Fantastik, felsefe, macera dolu bir kitaptı. Film gibiydi diyebilirim. İsminden de anlaşılacağı gibi kitapta nehrin iki yakasından bahsediliyor. Bir yakada Kural Koyucular sırf nehir lanetli, yasak dedi diye nehre girmeyen, nehirden ve nehrin ötesinden korkan bir halk ve diğer yakada Kural Koyuculardan uzakta özgür bir hayat var. Fakat karşı kıyıya geçmek o kadar da kolay değil. Özgürlük için nehrin içinden geçmek gerekli. Bunu sadece bir kişi başarır ve daha sonra o kişi kendini, çevresini keşfeder. Bu keşifi sırasında yalnız değildir, bir rehberi vardır. Acaba bu kişi, halkı Kural Koyucuların esaretin kurtarabilecek mi?
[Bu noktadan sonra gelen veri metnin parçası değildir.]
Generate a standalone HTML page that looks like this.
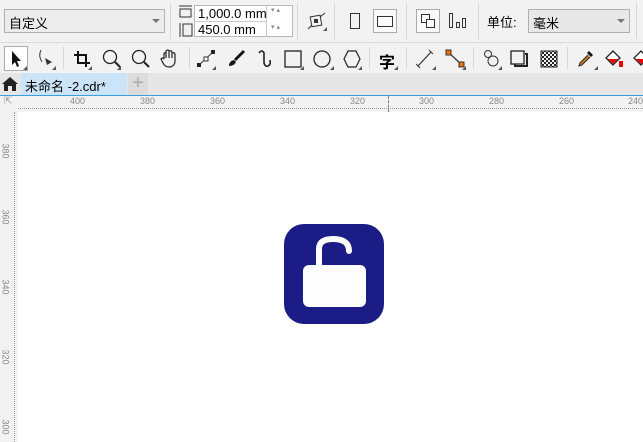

Kitaptan anladığım şey şu; tüm korkularımızı, batıl inançlarımızı ve endişelerimizi unutup cesaretli olmalı ve karşıya geçmeliyiz. Başkalarının dediklerini olduğu gibi kabul etmemeli, önce bir düşünmeliyiz. Bir şeye körü körüne bağlanmamalıyız. Nehirde boğulmayı değil, karşıya geçmek için gerekirse bir köprü kurabilmeyi düşünebilmeliyiz. Aklımız süs eşyası değildir, bazen kullanmamız gerekir.
Son olarak; çocuklar düşündüğümüzden çok daha cesur olabiliyor.